• What you are asked to do:
Pictures do not belong in your copy. Repeat all the other data exactly.

»»

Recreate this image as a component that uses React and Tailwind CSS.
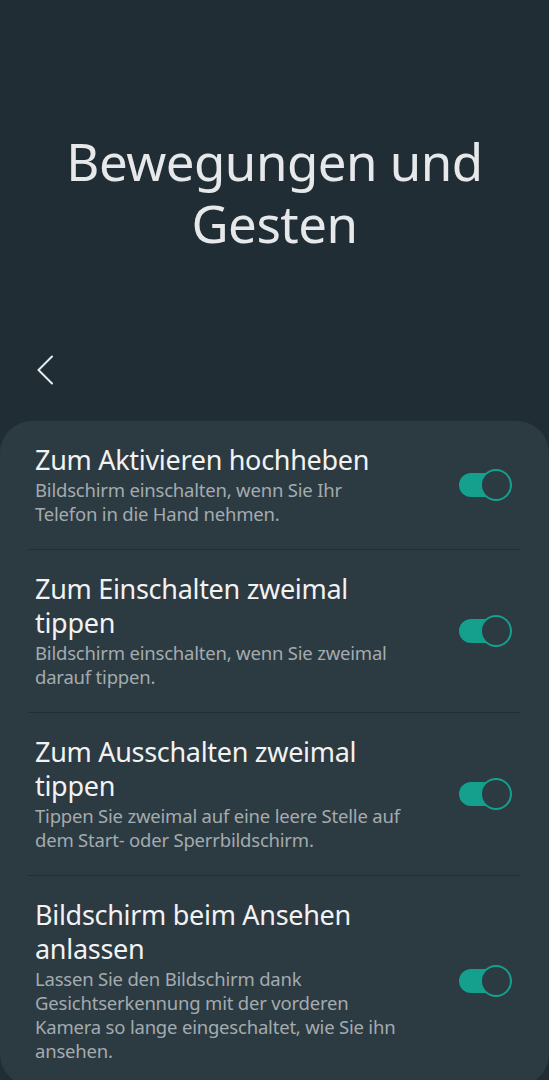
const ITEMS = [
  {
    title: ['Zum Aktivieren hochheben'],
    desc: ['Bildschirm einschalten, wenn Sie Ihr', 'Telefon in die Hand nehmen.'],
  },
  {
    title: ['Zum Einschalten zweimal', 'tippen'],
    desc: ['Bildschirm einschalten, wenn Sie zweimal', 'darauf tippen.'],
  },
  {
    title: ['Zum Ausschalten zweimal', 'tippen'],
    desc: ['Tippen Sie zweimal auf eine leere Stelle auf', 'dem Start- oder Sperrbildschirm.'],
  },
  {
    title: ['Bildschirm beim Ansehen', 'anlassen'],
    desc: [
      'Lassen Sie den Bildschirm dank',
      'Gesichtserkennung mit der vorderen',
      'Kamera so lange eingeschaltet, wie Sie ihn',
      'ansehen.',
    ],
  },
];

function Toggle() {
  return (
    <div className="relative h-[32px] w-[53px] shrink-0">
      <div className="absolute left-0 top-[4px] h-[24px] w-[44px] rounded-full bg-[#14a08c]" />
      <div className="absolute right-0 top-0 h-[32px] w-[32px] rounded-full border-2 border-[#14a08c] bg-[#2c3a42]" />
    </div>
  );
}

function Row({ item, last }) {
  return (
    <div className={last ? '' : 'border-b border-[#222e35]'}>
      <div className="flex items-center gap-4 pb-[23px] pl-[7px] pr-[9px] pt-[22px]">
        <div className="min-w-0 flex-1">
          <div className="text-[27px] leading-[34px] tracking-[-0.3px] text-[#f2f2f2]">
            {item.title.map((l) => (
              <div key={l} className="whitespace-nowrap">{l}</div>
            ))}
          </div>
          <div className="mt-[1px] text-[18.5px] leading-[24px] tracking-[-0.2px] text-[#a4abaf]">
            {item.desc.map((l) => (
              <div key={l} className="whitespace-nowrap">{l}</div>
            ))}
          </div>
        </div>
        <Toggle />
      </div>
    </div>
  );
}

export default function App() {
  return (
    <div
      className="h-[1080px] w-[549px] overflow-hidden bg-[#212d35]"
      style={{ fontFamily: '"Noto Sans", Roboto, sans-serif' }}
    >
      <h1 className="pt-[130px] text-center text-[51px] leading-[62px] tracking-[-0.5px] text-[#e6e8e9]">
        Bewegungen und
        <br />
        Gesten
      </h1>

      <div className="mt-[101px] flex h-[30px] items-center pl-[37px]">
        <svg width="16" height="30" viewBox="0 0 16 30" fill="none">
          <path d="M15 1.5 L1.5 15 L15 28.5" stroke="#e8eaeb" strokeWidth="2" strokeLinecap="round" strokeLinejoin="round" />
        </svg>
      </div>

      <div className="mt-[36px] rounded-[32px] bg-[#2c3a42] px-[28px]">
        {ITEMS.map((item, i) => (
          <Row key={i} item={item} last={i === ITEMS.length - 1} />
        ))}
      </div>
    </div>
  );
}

««

• The answer:
Recreate this image as a component that uses React and Tailwind CSS.
const ITEMS = [
  {
    title: ['Zum Aktivieren hochheben'],
    desc: ['Bildschirm einschalten, wenn Sie Ihr', 'Telefon in die Hand nehmen.'],
  },
  {
    title: ['Zum Einschalten zweimal', 'tippen'],
    desc: ['Bildschirm einschalten, wenn Sie zweimal', 'darauf tippen.'],
  },
  {
    title: ['Zum Ausschalten zweimal', 'tippen'],
    desc: ['Tippen Sie zweimal auf eine leere Stelle auf', 'dem Start- oder Sperrbildschirm.'],
  },
  {
    title: ['Bildschirm beim Ansehen', 'anlassen'],
    desc: [
      'Lassen Sie den Bildschirm dank',
      'Gesichtserkennung mit der vorderen',
      'Kamera so lange eingeschaltet, wie Sie ihn',
      'ansehen.',
    ],
  },
];

function Toggle() {
  return (
    <div className="relative h-[32px] w-[53px] shrink-0">
      <div className="absolute left-0 top-[4px] h-[24px] w-[44px] rounded-full bg-[#14a08c]" />
      <div className="absolute right-0 top-0 h-[32px] w-[32px] rounded-full border-2 border-[#14a08c] bg-[#2c3a42]" />
    </div>
  );
}

function Row({ item, last }) {
  return (
    <div className={last ? '' : 'border-b border-[#222e35]'}>
      <div className="flex items-center gap-4 pb-[23px] pl-[7px] pr-[9px] pt-[22px]">
        <div className="min-w-0 flex-1">
          <div className="text-[27px] leading-[34px] tracking-[-0.3px] text-[#f2f2f2]">
            {item.title.map((l) => (
              <div key={l} className="whitespace-nowrap">{l}</div>
            ))}
          </div>
          <div className="mt-[1px] text-[18.5px] leading-[24px] tracking-[-0.2px] text-[#a4abaf]">
            {item.desc.map((l) => (
              <div key={l} className="whitespace-nowrap">{l}</div>
            ))}
          </div>
        </div>
        <Toggle />
      </div>
    </div>
  );
}

export default function App() {
  return (
    <div
      className="h-[1080px] w-[549px] overflow-hidden bg-[#212d35]"
      style={{ fontFamily: '"Noto Sans", Roboto, sans-serif' }}
    >
      <h1 className="pt-[130px] text-center text-[51px] leading-[62px] tracking-[-0.5px] text-[#e6e8e9]">
        Bewegungen und
        <br />
        Gesten
      </h1>

      <div className="mt-[101px] flex h-[30px] items-center pl-[37px]">
        <svg width="16" height="30" viewBox="0 0 16 30" fill="none">
          <path d="M15 1.5 L1.5 15 L15 28.5" stroke="#e8eaeb" strokeWidth="2" strokeLinecap="round" strokeLinejoin="round" />
        </svg>
      </div>

      <div className="mt-[36px] rounded-[32px] bg-[#2c3a42] px-[28px]">
        {ITEMS.map((item, i) => (
          <Row key={i} item={item} last={i === ITEMS.length - 1} />
        ))}
      </div>
    </div>
  );
}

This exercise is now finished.